Experimental investigations and ab initio studies of selenium(ii) dialkanethiolates, Se(SR)2
Abstract
Selenium(II) dimethanethiolate, Se(SMe)2, was synthesized by reaction of SeO2 with HSMe. Basic spectroscopic data for Se(SMe)2 and selenium(II) bis(2-methyl-2-propanethiolate), Se(StBu)2, were recorded and interpreted with the support of ab initio calculations. Both compounds are thermodynamically unstable relatively to selenium and the corresponding disulfide. The UV/vis spectra of both compounds are qualitatively similar, the two bands being attributed to n(Se)–σ*(Se–S) transitions. The bands at 369 and 397 cm−1 in the IR spectra of Se(SMe)2 and Se(StBu)2, respectively, are assigned to νas(SeS2). The 77Se NMR shifts of Se(SMe)2 (784 ppm) and Se(StBu)2 (556 ppm) differ substantially from each other and show positive temperature gradients. Calculations at the GIAO-HF/962+(d) level reproduced the difference of the 77Se NMR chemical shifts between Se(SMe)2 and Se(StBu)2. At the same level, the effect of conformational changes on 77Se shifts were studied for Se(SMe)2. In the solid state Se(SMe)2 forms long intermolecular Se⋯S contacts while Se(StBu)2 does not. Both compounds exhibit anti-conformations of the methyl and tert-butyl groups with respect to the SeS2 plane. MP2/LANL2DZ(d) geometry optimizations, single point energy and frequency calculations performed for Se(SMe)2 show, that syn- (Cs) and anti-conformers (C2) represent minima on the potential energy surface, the latter being by 8 kJ mol−1 lower in energy than the former. Both conformers are stabilized by intramolecular π-type n(S1)–σ*(Se–S2) orbital interactions. The energy of the transition state for the mutual conversion of the two conformers was calculated to be 31 kJ mol−1 above that of the syn conformer, allowing a rapid interconversion of the two conformers at room temperature.

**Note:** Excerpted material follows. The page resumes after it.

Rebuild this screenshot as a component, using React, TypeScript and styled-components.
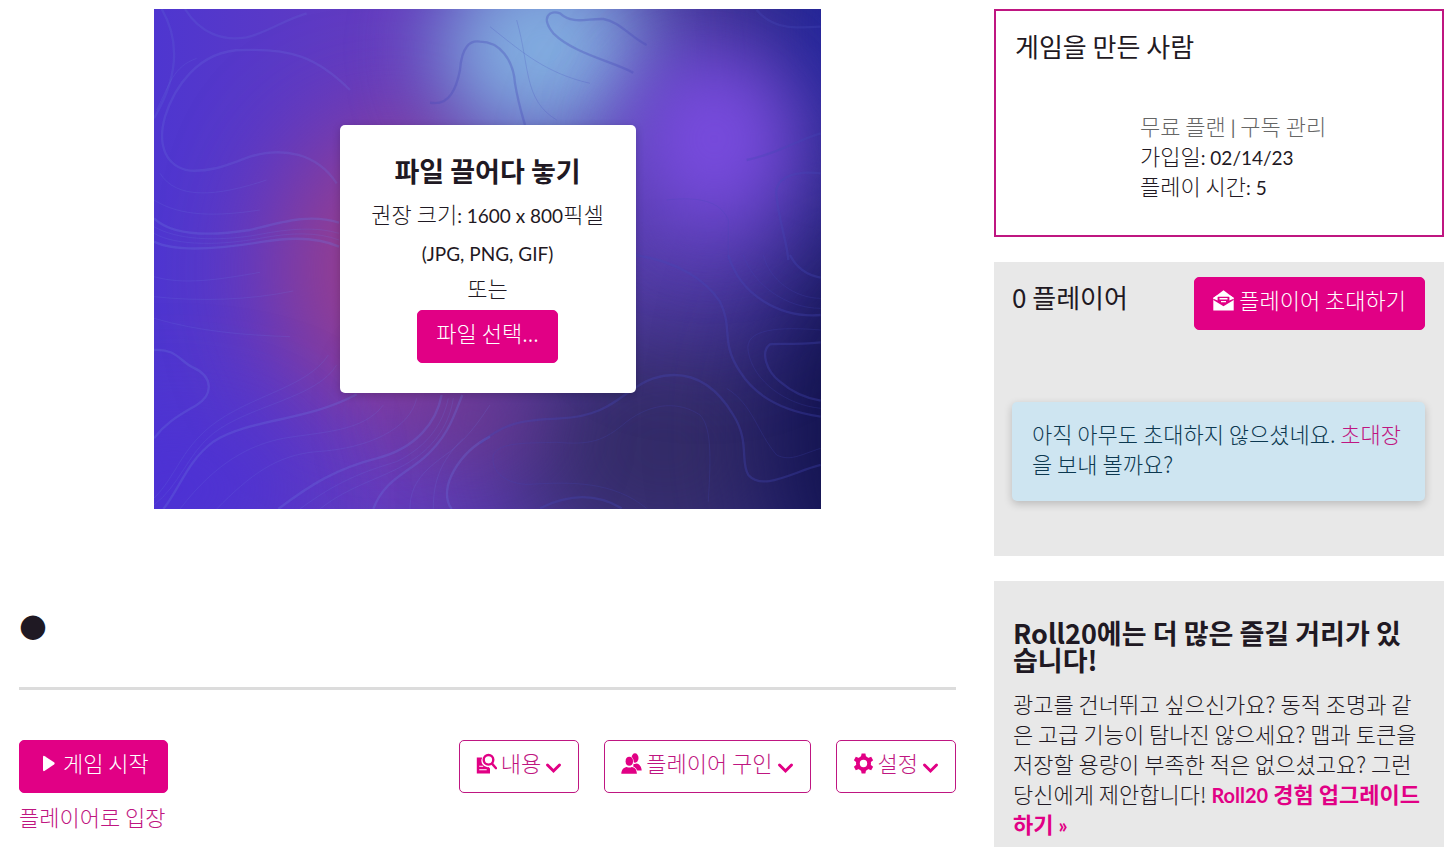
import React from 'react';
import styled, { createGlobalStyle, css } from 'styled-components';

const PINK = '#e10085';
const LINE = '#bf1681';
const INK = '#1f1923';

const GlobalStyle = createGlobalStyle`
  *, *::before, *::after { box-sizing: border-box; }
  body {
    margin: 0;
    background: #fff;
    color: ${INK};
    font-family: "Noto Sans CJK KR", sans-serif;
    font-size: 22px;
    font-weight: 300;
    line-height: 30px;
  }
  h1, h2, h3, p { margin: 0; }
`;

const Page = styled.div`
  display: grid;
  grid-template-columns: minmax(0, 1fr) 450px;
  column-gap: 38px;
  align-items: start;
  padding: 9px 9px 0 19px;
`;

const Latin = styled.span<{ $bold?: boolean }>`
  font-family: Lato, "Noto Sans CJK KR", sans-serif;
  font-size: ${({ $bold }) => ($bold ? 20 : 19)}px;
  font-weight: ${({ $bold }) => ($bold ? 700 : 400)};
  line-height: 1;
`;

const Main = styled.main`
  display: flex;
  flex-direction: column;
`;

const Hero = styled.section`
  display: grid;
  place-items: center;
  width: 100%;
  max-width: 667px;
  min-height: 500px;
  margin: 0 auto;
  overflow: hidden;
  background: #4d30d0;

  & > * { grid-area: 1 / 1; }
`;

const HeroArt = styled.svg`
  display: block;
  width: 100%;
  height: 500px;
`;

const DropCard = styled.div`
  position: relative;
  display: flex;
  flex-direction: column;
  align-items: center;
  width: 296px;
  padding: 28px 16px 30px;
  border-radius: 5px;
  background: #fff;
  box-shadow: 0 2px 8px rgba(0, 0, 0, 0.2);
  text-align: center;
`;

const DropTitle = styled.h2`
  font-size: 27px;
  font-weight: 700;
  line-height: 36px;
  margin-bottom: 5px;
`;

const DropHint = styled.p`
  height: 38px;
  line-height: 38px;
  white-space: nowrap;
`;

const DropOr = styled.p`
  margin-bottom: 6px;
  line-height: 34px;
`;

const buttonBase = css`
  display: inline-flex;
  align-items: center;
  height: 53px;
  padding: 0 18px 10px;
  border: 1px solid ${PINK};
  border-radius: 5px;
  font: inherit;
  white-space: nowrap;
  cursor: pointer;
`;

const SolidButton = styled.button`
  ${buttonBase}
  gap: 5px;
  background: ${PINK};
  color: #fff;
`;

const OutlineButton = styled.button`
  ${buttonBase}
  gap: 4px;
  padding: 0 16px 10px;
  border-color: ${LINE};
  background: #fff;
  color: ${LINE};
`;

const Icon = styled.svg<{ $w?: number }>`
  flex: none;
  display: block;
  width: ${({ $w }) => $w ?? 21}px;
  height: 21px;
  margin-top: 4px;
  fill: ${({ color }) => color ?? 'currentColor'};
`;

const Chevron = styled.svg`
  flex: none;
  align-self: flex-end;
  width: 17px;
  height: 12px;
  margin-bottom: 8px;
  fill: none;
  stroke: ${PINK};
  stroke-width: 3;
  stroke-linecap: round;
`;

const GameTitle = styled.h1`
  margin-top: 86px;
  padding-bottom: 32px;
  border-bottom: 3px solid #dcdcdc;
  font-family: "DejaVu Sans", sans-serif;
  font-size: 32px;
  line-height: 60px;
`;

const Toolbar = styled.div`
  display: flex;
  justify-content: space-between;
  align-items: flex-start;
  margin-top: 50px;
`;

const LaunchGroup = styled.div`
  display: flex;
  flex-direction: column;
  align-items: flex-start;
  gap: 8px;
`;

const MenuGroup = styled.div`
  display: flex;
  gap: 25px;
`;

const PinkLink = styled.a<{ $strong?: boolean }>`
  color: ${({ $strong }) => ($strong ? PINK : LINE)};
  font-weight: ${({ $strong }) => ($strong ? 700 : 'inherit')};
  text-decoration: none;
`;

const Sidebar = styled.aside`
  display: flex;
  flex-direction: column;
  gap: 25px;
`;

const OwnerPanel = styled.section`
  min-height: 228px;
  padding: 17px 19px;
  border: 2px solid ${LINE};
`;

const PanelTitle = styled.h2`
  font-size: 26px;
  font-weight: 400;
  line-height: 36px;
`;

const OwnerFacts = styled.div`
  margin: 46px 0 0 125px;
`;

const Plan = styled.p`
  color: #666;

  a { color: inherit; text-decoration: none; }
`;

const GreyPanel = styled.section`
  padding: 15px 19px 55px 18px;
  background: #e8e8e8;
`;

const PlayersHead = styled.div`
  display: flex;
  justify-content: space-between;
  align-items: flex-start;

  h2 { margin-top: 2px; }
`;

const Notice = styled.p`
  margin-top: 72px;
  min-height: 99px;
  padding: 16px 20px 23px;
  border-radius: 5px;
  background: #cee5f1;
  box-shadow: 0 3px 8px rgba(0, 0, 0, 0.2);
  color: #0c3850;
`;

const PromoPanel = styled.section`
  padding: 38px 19px 9px;
  background: #e8e8e8;
`;

const PromoTitle = styled.h3`
  margin-bottom: 15px;
  font-size: 27px;
  font-weight: 700;
  line-height: 27px;
`;

function Backdrop() {
  return (
    <HeroArt viewBox="0 0 667 500" preserveAspectRatio="xMidYMid slice" aria-hidden="true">
      <defs>
        <linearGradient id="base" x1="0" y1="0" x2="1" y2="0">
          <stop offset="0" stopColor="#4e36d0" />
          <stop offset="0.35" stopColor="#643cbe" />
          <stop offset="0.7" stopColor="#503ca4" />
          <stop offset="1" stopColor="#282884" />
        </linearGradient>
        <filter id="wide" filterUnits="userSpaceOnUse" x="-300" y="-300" width="1300" height="1100" colorInterpolationFilters="sRGB">
          <feGaussianBlur stdDeviation="54" />
        </filter>
        <filter id="soft" filterUnits="userSpaceOnUse" x="-300" y="-300" width="1300" height="1100" colorInterpolationFilters="sRGB">
          <feGaussianBlur stdDeviation="42" />
        </filter>
      </defs>
      <rect width="667" height="500" fill="url(#base)" />
      <ellipse cx="235" cy="260" rx="110" ry="140" fill="#983e8c" filter="url(#wide)" />
      <ellipse cx="510" cy="440" rx="150" ry="125" fill="#342c68" filter="url(#wide)" />
      <ellipse cx="320" cy="410" rx="75" ry="40" fill="#703a88" fillOpacity="0.8" filter="url(#soft)" />
      <ellipse cx="715" cy="420" rx="100" ry="190" fill="#12124c" filter="url(#wide)" />
      <ellipse cx="700" cy="20" rx="60" ry="110" fill="#2426a0" filter="url(#soft)" />
      <ellipse cx="390" cy="40" rx="105" ry="95" fill="#82aee0" filter="url(#soft)" />
      <ellipse cx="550" cy="190" rx="100" ry="130" fill="#6a46c4" fillOpacity="0.5" filter="url(#wide)" />
      <ellipse cx="560" cy="130" rx="80" ry="90" fill="#7a4ce0" filter="url(#soft)" />
      <ellipse cx="20" cy="480" rx="120" ry="60" fill="#4c30d6" filter="url(#wide)" />
      <g fill="none" stroke="#6c78e0" strokeOpacity="0.28" strokeWidth="7">
        <g transform="translate(-4 -9) scale(.3333)">
          <path strokeOpacity="0.18" d="M35 27C95 130 80 240 12 355M105 27C150 100 220 125 290 112C360 95 400 60 470 40" />
          <path strokeOpacity="0.22" d="M560 550C500 460 400 440 300 470C230 495 190 515 120 512C50 500 20 440 45 350C70 270 140 150 280 150C420 145 500 170 600 270" />
          <path d="M12 655C60 700 160 712 300 690C400 665 480 640 567 668M12 725C80 760 220 745 340 725C420 712 500 710 567 740" />
          <path strokeWidth="2" d="M12 680C80 720 200 725 320 705C420 685 500 680 567 700M12 700C80 740 220 735 330 715C420 698 500 695 567 720M30 520C80 600 200 590 350 540M12 600C90 650 200 650 330 630M20 330C60 250 70 200 140 175" />
        </g>
        <g transform="translate(-4 246) scale(.3333)">
          <path d="M12 285C80 280 90 320 130 338C190 365 190 420 140 450C90 480 50 500 12 550M40 762C90 700 110 620 190 560C300 490 470 500 620 418" />
          <path d="M385 762C480 690 560 640 680 610C800 580 860 500 875 420M670 762C700 680 760 660 820 610C890 550 910 490 937 420M1020 545C930 590 860 700 905 762" />
          <path strokeWidth="2" d="M90 762C200 620 300 570 400 550C520 530 640 530 700 450M200 762C300 660 380 600 500 590C660 580 780 520 800 430M12 750C90 690 110 600 190 535C300 450 500 430 560 330M12 730C80 660 90 590 180 515C300 420 470 400 535 300M450 762C560 680 640 650 740 620C840 570 880 500 895 430M510 762C600 690 700 670 780 620C860 570 900 500 910 430M780 762C780 680 830 640 900 590C950 550 980 510 1020 450M850 762C850 680 870 620 940 550M12 65C100 90 200 75 330 52M12 125C150 140 300 135 430 108M12 190C150 230 280 240 420 245" />
        </g>
      </g>
      <g fill="none" stroke="#4448b8" strokeOpacity="0.32" strokeWidth="7">
        <g transform="translate(326 -9) scale(.3333)">
          <path d="M-150 308C-90 320 -70 260 -60 210C-55 140 -30 120 0 125C60 125 100 180 105 250C115 310 125 340 135 375" />
          <path d="M460 218C400 185 280 160 220 100C180 50 210 30 240 40C280 75 320 55 370 57C420 65 450 110 500 135" />
          <path d="M830 30C880 90 950 85 1022 80M1022 520C930 510 880 540 890 590C900 680 920 720 925 780M1022 400C950 420 900 460 800 480" />
          <path strokeWidth="2" d="M110 60C150 200 130 300 230 360M30 80C130 160 200 220 330 250M745 780V660C720 600 650 590 560 600" />
        </g>
        <g transform="translate(326 246) scale(.3333)">
          <path d="M0 565C80 500 130 495 240 490C400 485 430 400 520 370C620 340 700 380 760 480C810 560 780 620 805 660C850 710 940 650 1022 630" />
          <path d="M465 0C600 20 680 80 720 140C760 220 720 260 780 350C830 430 920 470 1022 485M745 0C780 120 900 190 1022 180M930 0C950 40 980 60 1022 68" />
          <path d="M1022 262C940 270 900 265 870 268C840 290 860 350 900 380C940 415 980 430 1022 437M180 760C270 715 350 715 425 760" />
          <path strokeWidth="2" d="M440 500C520 440 600 440 660 480C700 520 690 640 685 740M440 500C370 560 330 570 230 562C140 565 60 560 40 600C30 650 80 690 150 688C280 680 400 680 500 760M1022 580C960 600 930 620 890 600C830 530 820 450 740 400M1022 225C900 215 790 220 805 290C820 380 920 450 1022 460M790 0C820 90 920 160 1022 160M850 0C870 80 950 130 1022 130" />
        </g>
      </g>
    </HeroArt>
  );
}

function PlayIcon() {
  return (
    <Icon $w={20} viewBox="0 0 20 21" aria-hidden="true">
      <path d="M5 4.200Q5 2.200 6.800 3.200L16 9.300Q17.300 10.400 16 11.500L6.800 17.800Q5 18.800 5 16.800Z" />
    </Icon>
  );
}

function ContentIcon() {
  return (
    <Icon viewBox="0 0 21 21" color={PINK} aria-hidden="true">
      <path d="M.8 4.500h5.500a6.400 6.400 0 0 0 6.300 9.600l1.400 1.500v5H.8z" />
      <path d="M3.200 13.200h4M3.200 16.700h7.500" fill="none" stroke="#fff" strokeWidth="1.100" />
      <circle cx="12.500" cy="6.800" r="6.600" fill="#fff" />
      <circle cx="12.500" cy="6.800" r="4.800" fill="none" stroke={PINK} strokeWidth="2.400" />
      <path d="m16 10.600 4 4.600" fill="none" stroke={PINK} strokeWidth="2.400" strokeLinecap="round" />
    </Icon>
  );
}

function PeopleIcon() {
  return (
    <Icon viewBox="0 0 21 21" color={PINK} aria-hidden="true">
      <ellipse cx="14" cy="5" rx="3.500" ry="4.700" />
      <path d="M12.500 10.800c.8.400 2 .4 3-.2 3.200.6 5 3.400 5.200 7H12z" />
      <g stroke="#fff" strokeWidth="1.400" paintOrder="stroke">
        <ellipse cx="8.300" cy="8.300" rx="3.700" ry="4.500" />
        <path d="M.3 20.700c.1-3.800 2.300-6.500 5.500-6.800 1.500.8 3.500.8 5 0 3.200.3 5 3 5.100 6.800z" />
      </g>
    </Icon>
  );
}

function GearIcon() {
  const teeth = [0, 60, 120, 180, 240, 300];
  return (
    <Icon viewBox="0 0 21 21" color={PINK} aria-hidden="true">
      <circle cx="10.500" cy="10.500" r="5.600" fill="none" stroke={PINK} strokeWidth="3.800" />
      {teeth.map((angle) => (
        <path key={angle} d="M8.600.5h3.800l.8 4H7.800z" transform={`rotate(${angle} 10.500 10.500)`} />
      ))}
    </Icon>
  );
}

function EnvelopeIcon() {
  return (
    <Icon viewBox="0 0 21 21" aria-hidden="true">
      <path d="M10.500.3 20.700 8v12.500H.3V8z" />
      <path d="M.3 8.800 5 6.800h11l4.700 2v1.300l-10.200 6.100L.3 10.100z" fill={PINK} />
      <path d="M.3 7.800 4.600 5v5.600L.3 8.800zM20.700 7.800 16.400 5v5.600l4.300-1.800z" />
      <path d="M6.500 8h8v1.400h-8zM8 10.900h5v1.400H8z" />
    </Icon>
  );
}

function DownMark() {
  return (
    <Chevron viewBox="0 0 17 12" aria-hidden="true">
      <path d="M2.500 3 8.500 9l6-6" />
    </Chevron>
  );
}

export default function App() {
  return (
    <>
      <GlobalStyle />
      <Page>
        <Main>
          <Hero>
            <Backdrop />
            <DropCard>
              <DropTitle>파일 끌어다 놓기</DropTitle>
              <DropHint>
                권장 크기<Latin>: 1600 x 800</Latin>픽셀
              </DropHint>
              <DropHint>
                <Latin>(JPG, PNG, GIF)</Latin>
              </DropHint>
              <DropOr>또는</DropOr>
              <SolidButton type="button">파일 선택...</SolidButton>
            </DropCard>
          </Hero>

          <GameTitle>●</GameTitle>

          <Toolbar>
            <LaunchGroup>
              <SolidButton type="button">
                <PlayIcon />
                게임 시작
              </SolidButton>
              <PinkLink href="#join">플레이어로 입장</PinkLink>
            </LaunchGroup>
            <MenuGroup>
              <OutlineButton type="button">
                <ContentIcon />
                내용
                <DownMark />
              </OutlineButton>
              <OutlineButton type="button">
                <PeopleIcon />
                플레이어 구인
                <DownMark />
              </OutlineButton>
              <OutlineButton type="button">
                <GearIcon />
                설정
                <DownMark />
              </OutlineButton>
            </MenuGroup>
          </Toolbar>
        </Main>

        <Sidebar>
          <OwnerPanel>
            <PanelTitle>게임을 만든 사람</PanelTitle>
            <OwnerFacts>
              <Plan>
                무료 플랜 <Latin>|</Latin> <a href="#subscription">구독 관리</a>
              </Plan>
              <p>
                가입일<Latin>: 02/14/23</Latin>
              </p>
              <p>
                플레이 시간<Latin>: 5</Latin>
              </p>
            </OwnerFacts>
          </OwnerPanel>

          <GreyPanel>
            <PlayersHead>
              <PanelTitle>0 플레이어</PanelTitle>
              <SolidButton type="button">
                <EnvelopeIcon />
                플레이어 초대하기
              </SolidButton>
            </PlayersHead>
            <Notice>
              아직 아무도 초대하지 않으셨네요. <PinkLink href="#invite">초대장</PinkLink>을 보내 볼까요?
            </Notice>
          </GreyPanel>

          <PromoPanel>
            <PromoTitle>Roll20에는 더 많은 즐길 거리가 있습니다!</PromoTitle>
            <p>
              광고를 건너뛰고 싶으신가요? 동적 조명과 같은 고급 기능이 탐나진 않으세요? 맵과 토큰을 저장할
              용량이 부족한 적은 없으셨고요? 그런 당신에게 제안합니다!{' '}
              <PinkLink $strong href="#upgrade">
                <Latin $bold>Roll20</Latin> 경험 업그레이드하기 <Latin $bold>»</Latin>
              </PinkLink>
            </p>
          </PromoPanel>
        </Sidebar>
      </Page>
    </>
  );
}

Intermolecular interactions between Se(SMe)2 molecules were also studied by means of calculations at the MP2/LANL2DZ(d) level. For Se(StBu)2 MP2/LANL2DZ(d) geometry optimizations and single point energy calculations revealed a C2-symmetric anti- and a C1 symmetric syn-conformer, the latter being 21 kJ mol−1 higher in energy than the former. Se(SMe)2 and Se(StBu)2 exchange thiolate groups with other selenium(II) dithiolates, tellurium(II) dithiolates and with thiols, if catalytic amounts of p-CH3C6H4SO3H are added.